Selanjutnya hasil pengungkapan sains dalam ayat kawniyah (alam syahadah, physical world), dipakai sebagai ilmu bantu dalam memahamkan ayat qawliyah. Tumbuh-tumbuhan dibangun oleh bahagian-bahagian kecil yang disebut sel. Di dalam inti sel terdapat butir-butir pembawa zat warna. Yang terpenting di antara butir-butir itu adalah pembawa zat warna hijau, yaitu ALSyJR ALAKhDhR, zat hijau pohon (istilah ilmiyahnya: khlorophyl, zat hijau daun, dari bahasa Yunani, Kholoros = hijau, Phyllon = daun).
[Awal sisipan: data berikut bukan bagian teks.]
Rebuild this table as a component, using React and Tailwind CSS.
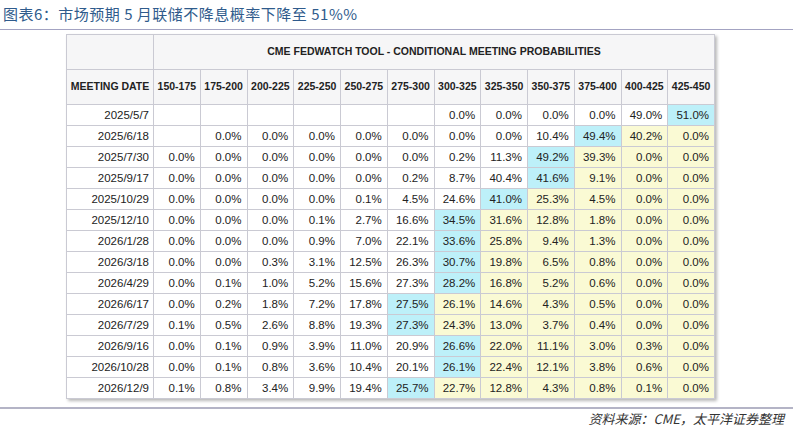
import React from 'react';

const ranges = ['150-175', '175-200', '200-225', '225-250', '250-275', '275-300', '300-325', '325-350', '350-375', '375-400', '400-425', '425-450'];

// each row: date, values (null = blank), index of the highlighted (blue) cell
const rows = [
  ['2025/5/7', [null, null, null, null, null, null, '0.0', '0.0', '0.0', '0.0', '49.0', '51.0'], 11],
  ['2025/6/18', [null, '0.0', '0.0', '0.0', '0.0', '0.0', '0.0', '0.0', '10.4', '49.4', '40.2', '0.0'], 9],
  ['2025/7/30', ['0.0', '0.0', '0.0', '0.0', '0.0', '0.0', '0.2', '11.3', '49.2', '39.3', '0.0', '0.0'], 8],
  ['2025/9/17', ['0.0', '0.0', '0.0', '0.0', '0.0', '0.2', '8.7', '40.4', '41.6', '9.1', '0.0', '0.0'], 8],
  ['2025/10/29', ['0.0', '0.0', '0.0', '0.0', '0.1', '4.5', '24.6', '41.0', '25.3', '4.5', '0.0', '0.0'], 7],
  ['2025/12/10', ['0.0', '0.0', '0.0', '0.1', '2.7', '16.6', '34.5', '31.6', '12.8', '1.8', '0.0', '0.0'], 6],
  ['2026/1/28', ['0.0', '0.0', '0.0', '0.9', '7.0', '22.1', '33.6', '25.8', '9.4', '1.3', '0.0', '0.0'], 6],
  ['2026/3/18', ['0.0', '0.0', '0.3', '3.1', '12.5', '26.3', '30.7', '19.8', '6.5', '0.8', '0.0', '0.0'], 6],
  ['2026/4/29', ['0.0', '0.1', '1.0', '5.2', '15.6', '27.3', '28.2', '16.8', '5.2', '0.6', '0.0', '0.0'], 6],
  ['2026/6/17', ['0.0', '0.2', '1.8', '7.2', '17.8', '27.5', '26.1', '14.6', '4.3', '0.5', '0.0', '0.0'], 5],
  ['2026/7/29', ['0.1', '0.5', '2.6', '8.8', '19.3', '27.3', '24.3', '13.0', '3.7', '0.4', '0.0', '0.0'], 5],
  ['2026/9/16', ['0.0', '0.1', '0.9', '3.9', '11.0', '20.9', '26.6', '22.0', '11.1', '3.0', '0.3', '0.0'], 6],
  ['2026/10/28', ['0.0', '0.1', '0.8', '3.6', '10.4', '20.1', '26.1', '22.4', '12.1', '3.8', '0.6', '0.0'], 6],
  ['2026/12/9', ['0.1', '0.8', '3.4', '9.9', '19.4', '25.7', '22.7', '12.8', '4.3', '0.8', '0.1', '0.0'], 5],
];

const cellBg = (i, hi) => {
  if (i === hi) return 'bg-[#bdf0f9]';
  if (i > hi && hi < 11) return 'bg-[#fafad4]';
  return 'bg-white';
};

const App = () => {
  return (
    <div className="w-[810px] h-[434px] bg-white flex flex-col font-['Liberation_Sans',Arial,sans-serif] overflow-hidden">
      {/* Title */}
      <div className="h-[29px] pl-[3px] pt-[4px] text-[15px] leading-[20px] text-[#2f5b8c] tracking-[0.5px] font-['Noto_Sans_CJK_SC',sans-serif]">
        图表6：市场预期 5 月联储不降息概率下降至 51%%
      </div>
      <div className="w-[793px] h-px bg-[#a3a3c2]" />

      {/* Table */}
      <div className="pl-[66px] pt-[4px]">
        <table className="table-fixed w-[649px] border-collapse border border-[#c6c6cf] text-[#222] shadow-[2px_2px_3px_rgba(0,0,0,0.28)]">
          <colgroup>
            <col className="w-[87px]" />
            {ranges.map((r) => (
              <col key={r} />
            ))}
          </colgroup>
          <thead>
            <tr className="h-[35px]">
              <th className="bg-[#f6f6f7] border border-[#cacad3]" />
              <th colSpan={12} className="bg-[#f6f6f7] border border-[#cacad3] text-[10.5px] font-bold text-center">
                CME FEDWATCH TOOL - CONDITIONAL MEETING PROBABILITIES
              </th>
            </tr>
            <tr className="h-[35px]">
              <th className="bg-[#f6f6f7] border border-[#cacad3] text-[10.5px] font-bold text-center whitespace-nowrap px-0">
                MEETING DATE
              </th>
              {ranges.map((r) => (
                <th key={r} className="bg-[#f6f6f7] border border-[#cacad3] text-[10.5px] font-bold text-center px-0">
                  {r}
                </th>
              ))}
            </tr>
          </thead>
          <tbody>
            {rows.map(([date, vals, hi]) => (
              <tr key={date} className="h-[21px]">
                <td className="bg-white border border-[#cacad3] text-[11.5px] leading-[14px] text-right pr-[4px] py-0">{date}</td>
                {vals.map((v, i) => (
                  <td
                    key={i}
                    className={`${cellBg(i, hi)} border border-[#cacad3] text-[11.5px] leading-[14px] text-right pr-[5px] py-0`}
                  >
                    {v === null ? '' : `${v}%`}
                  </td>
                ))}
              </tr>
            ))}
          </tbody>
        </table>
      </div>

      {/* Footer */}
      <div className="mt-[8px] w-[793px] h-[2px] bg-[#b4b4c6]" />
      <div className="w-[784px] text-right pt-[1px] text-[13px] leading-[18px] italic text-[#333] font-['Noto_Sans_CJK_SC',sans-serif]">
        资料来源：CME，太平洋证券整理
      </div>
    </div>
  );
};

export default App;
Zat hijau pohon yang terdapat dalam seluruh bagian pohon yang hijau (jadi bukan di daun saja), menangkap photon dari matahari dan mengubah wujud tenaga photon itu menjadi tenaga potensial kimiawi dalam makanan dan bahan bakar hidrokarbon di dalam molekul-molekul melalui proses photosynthesis. Dalam proses photosynthesis oleh zat hijau pohon ini dari bahan baku CO2 dan air dan photon, dihasilkan makanan dan bahan bakar hidrokarbon dan oksigen. Selanjutnya melalui proses respirasi dalam tubuh manusia dan binatang serta mesin-mesin pabrik, makanan dan bahan bakar itu dengan oksidasi oksigen dari udara berubahlah pula menjadi CO2 dan air. Demikianlah sterusnya daur atau siklus itu berlangsung. Tumbuh-tumbuhan mengambil CO2 dan mengeluarkan oksigen. Sebaliknya manusia, binatang dan mesin-mesin mengambil oksigen dan mengeluarkan CO2. Demikianlah oksigen dihisap/disedot dari udara, dalam pada itu makanan dan bahan bakar dibakar dengan oksigen dalam tubuh manusia dan mesin-mesin pabrik. Itulah ma'na Yang menjadikan bagimu api dalam (zat) hijau pohon dan dengan itu kamu dapat membakar.

Di daerah yang beriklim dingin, sayur-sayuran ataupun buah-buahan yang menghendaki suhu yang lebih tinggi dari udara sekeliling, ditanam di dalam rumah kaca. Fungsi rumah kaca sesungguhnya adalah perangkap panas. Kaca adalah zat bening, tembus cahaya. Photon dari matahari gampang menerobos masuk memukul molekul-molekul udara dalam rumah kaca. Akibatnya suhu udara naik dalam rumah kaca, udarapun bertambah panas. Kaca adalah pengantar panas yang jelek, sehingga panas yang timbul itu tidak gampang keluar menerobos atap maupun dinding kaca. Maka terperangkaplah panas itu dalam rumah kaca. Inilah efek rumah kaca. Dengan tingginya kadar CO2 yang dimuntahkan oleh pabrik-pabrik dan kendaraan bermotor, maka permukaan bumi merupakan rumah kaca dalam skala global. Ruang antara lapisan CO2 dengan permukaan bumi tak ubahnya ibarat ruang dalam rumah kaca, menjadi perangkap panas, oleh karena sifat gas CO2 sama dengan kaca, gampang ditembus photon, tetapi sukar ditembus panas. Itulah sebabnya CO2 disebut GRK.

Demikianlah pentingnya hutan lebat. Bukan hanya sekadar mengendalikan air di dalam tanah dan permukaan bumi, tidak banjir di musim hujan dan tidak kering di musim kemarau. Akan tetapi, dan ini yang lebih penting, adalah untuk terjadinya daur: tumbuh-tumbuhan penghasil oksigen, yang membutuhkan CO2 - manusia dan binatang penghasil CO2, yang membutuhkan oksigen. Itulah hubungannya antara emisi CO2 dan hutan lebat dalam konteks pemanasan global yang menyebabkan perubahan iklim menjadi liar. WaLlahu a'lamu bisshawab.